Jake (no real names or individual stories are used in this blog) had been having a hard time since the break-up. During their 18 months together, Jake had been quite happy and he’d assumed that Ben was too, so Ben’s announcement that he was leaving came as a huge shock. The couple separated and went their separate ways, and while things had been initially amicable, Jake’s ongoing feelings for Ben had been complicating things of late.
After three fairly rocky months for Jake, he was slowly getting to a point where he could stay on top of things for a few days at a time. However every few days something would happen and Jake would fall in a bit of a heap once again. In fact it turned out that there was a pattern to Jake’s mood crashes, each time it was proceeded by a phone call from Ben.
Ben was offering friendship in the form of regular phone contact, however it was still too soon for Jake as he hadn’t fully healed from the break up of the relationship. So the pattern went something like this; Jake would feel progressively better over the course of a few days then his phone would ring and it would be Ben. They would chat about this and that, but Jake was unable to stop secretly hoping that with each call Ben might say he had changed his mind and wanted to reconcile.
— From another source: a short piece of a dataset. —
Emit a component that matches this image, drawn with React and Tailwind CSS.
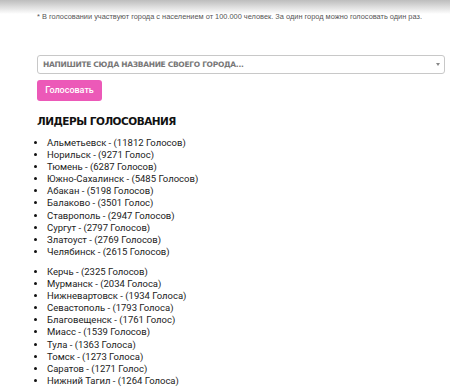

Then the phone call would end and Jake would sink slowly into a black hole again as he realised once again that it was really over. Jake couldn’t bring himself to tell Ben not to call, initially because he was secretly hoping for reconciliation and then later because he didn’t want to lose Ben’s friendship, however he was paying a high price for the contact.
Jake was eventually able to acknowledge to himself that it was not good for him to speak to Ben, but each time his phone rang and Ben’s name flashed up on the screen, his heart skipped a beat and he answered the call without pausing to think about whether this was a good move. Ben’s calls were the trigger for Jake’s emotional downfall every few days, so Jake needed something to help him stop and think about the situation before he answered the phone.
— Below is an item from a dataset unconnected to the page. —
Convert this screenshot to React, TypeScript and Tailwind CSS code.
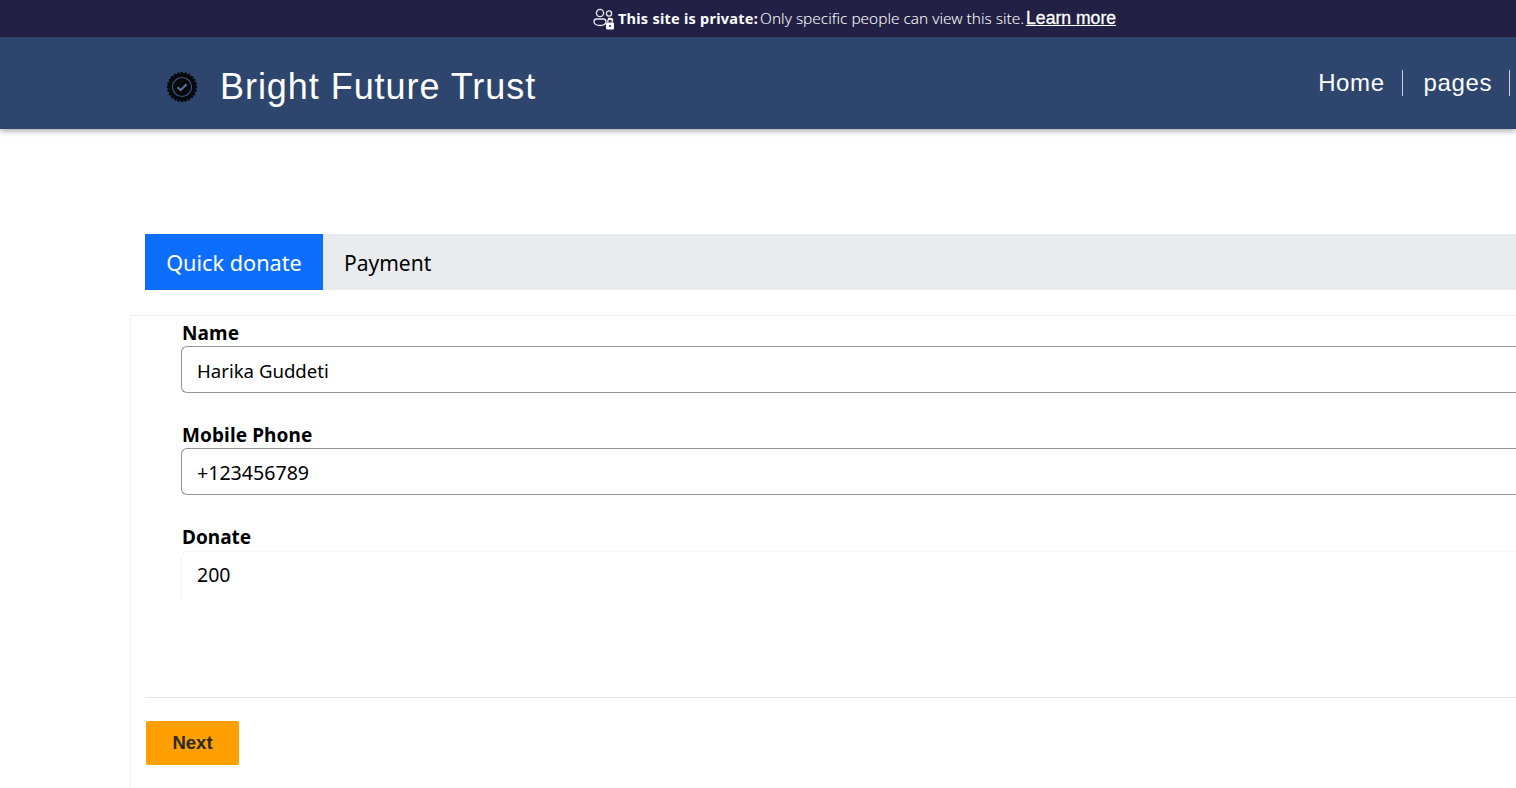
const PrivateIcon = () => (
  <svg width="24" height="24" viewBox="0 0 24 24" fill="none" stroke="#e8e8ee" strokeWidth="1.3" className="shrink-0">
    <circle cx="8" cy="6" r="3.6" />
    <circle cx="17" cy="6.5" r="2.6" />
    <path d="M2 14.5c0-1.6 1.4-2.5 3-2.5h6c1.6 0 3 .9 3 2.5 0 2.5-2.6 4-6 4s-6-1.5-6-4z" />
    <path d="M16 11.5h2.5c1.2 0 2.2.6 2.5 1.6" />
    <path d="M15.8 15.5v-1.2a2.2 2.2 0 0 1 4.4 0v1.2" strokeWidth="1.2" stroke="#ffffff" />
    <rect x="14" y="15.5" width="8" height="7" rx="1" fill="#ffffff" stroke="none" />
    <circle cx="18" cy="19" r="1" fill="#222145" stroke="none" />
  </svg>
);

const BadgeLogo = () => (
  <svg width="32" height="32" viewBox="0 0 32 32" className="shrink-0">
    <circle cx="16" cy="16" r="13.6" fill="#07090f" />
    {Array.from({ length: 24 }).map((_, i) => {
      const a = (i * Math.PI * 2) / 24;
      return <circle key={i} cx={16 + Math.cos(a) * 13.8} cy={16 + Math.sin(a) * 13.8} r="1.5" fill="#07090f" />;
    })}
    <circle cx="16" cy="16" r="9.5" fill="none" stroke="#3a5378" strokeWidth="1.2" />
    <path d="M11.5 16.2l3.2 3 5.8-6" fill="none" stroke="#5a76a0" strokeWidth="2" />
  </svg>
);

const fields = [
  { label: "Name", value: "Harika Guddeti", size: "text-[18.6px]" },
  { label: "Mobile Phone", value: "+123456789", size: "text-[19.6px]" },
];

const App = () => {
  return (
    <div className="h-[788px] w-[1516px] overflow-hidden bg-white font-['Noto_Sans',sans-serif] text-black">
      <div className="flex h-[37px] items-center justify-center gap-[2px] bg-[#222145] pl-[192px] text-white">
        <PrivateIcon />
        <span className="text-[14.5px] font-bold tracking-[0.25px]">This site is private:</span>
        <span className="text-[15.4px] font-light">Only specific people can view this site.</span>
        <a className="font-['Liberation_Sans',sans-serif] text-[17.6px] underline [-webkit-text-stroke:0.3px_white]">Learn more</a>
      </div>

      <header className="relative flex h-[92px] items-center justify-between bg-[#2e466d] pl-[166px] pt-[8px] font-['Liberation_Sans',sans-serif] text-white shadow-[0_2px_6px_rgba(0,0,0,0.35)]">
        <div className="flex items-center gap-[22px]">
          <BadgeLogo />
          <span className="text-[36px] leading-none tracking-[0.95px]">Bright Future Trust</span>
        </div>
        <nav className="mb-[8px] flex items-center text-[24px] tracking-[0.6px]">
          <a className="border-r border-[#c8ced8] pr-[17px] leading-[26px]">Home</a>
          <a className="border-r border-[#c8ced8] pl-[21px] pr-[17px] leading-[26px]">pages</a>
          <span className="w-[6px]" />
        </nav>
      </header>

      <main className="pl-[130px] pt-[105px]">
        <div className="ml-[15px] flex h-[56px] items-stretch bg-[#e9ecef]">
          <button className="w-[178px] bg-[#0d6efd] pt-[2px] text-[21.7px] text-white">Quick donate</button>
          <button className="px-[21px] pt-[4px] text-[21px]">Payment</button>
        </div>

        <section className="mt-[25px] border-l border-t border-[#f0f0f0] pb-[23px] pl-[15px]">
          <div className="pl-[35px]">
            {fields.map((f) => (
              <div key={f.label} className="mb-[25px]">
                <label className="block h-[30px] pl-[1px] pt-[5px] text-[19px] font-bold leading-[24px] tracking-[0.1px]">{f.label}</label>
                <div className={`flex h-[47px] items-center rounded-l-[6px] border border-r-0 border-[#949494] pl-[15px] pt-[2px] ${f.size}`}>
                  {f.value}
                </div>
              </div>
            ))}
            <label className="block h-[31px] pl-[1px] pt-[5px] text-[19px] font-bold leading-[24px]">Donate</label>
            <div className="flex h-[47px] items-center rounded-tl-[6px] border-l border-t border-[#f3f3f3] pl-[15px] text-[19.5px]">
              200
            </div>
          </div>

          <div className="mt-[99px] border-t border-[#e5e5e5] pt-[23px]">
            <button className="h-[44px] w-[93px] rounded-[2px] bg-[#ff9f00] font-['Liberation_Sans',sans-serif] text-[18.5px] font-bold text-[#2b2b2b]">
              Next
            </button>
          </div>
        </section>
      </main>
    </div>
  );
};

export default App;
Bens’ calls were leading to Jake’s downfall but this was also the key to how Jake regained control of the situation and his emotions using a deceptively simple technique. Jake replaced Ben’s name in his phonebook with a message that read “stop, wait, think about it”, so each time his phone rang and it was Ben he would see this reminder alert. This simple tweak was quite powerful for Jake and enabled him to break the habit of answering Ben’s phone calls without thinking about the consequences. When the phone rang and he saw that “Stop, wait, think about it” message, it was enough to help Jake decide then and there if he was up for the call, and whether he wanted to put himself through the pain that went with the call. Using this technique, Jake was able to monitor the situation, avoid calls when he was fragile, take the call if he was up for it, and above all remind himself that this was not a call offering reconciliation.
This simple technique also works well when there is a strained relationship with parents or family members, or indeed any person where phone contact leaves us feeling emotionally battered and bruised.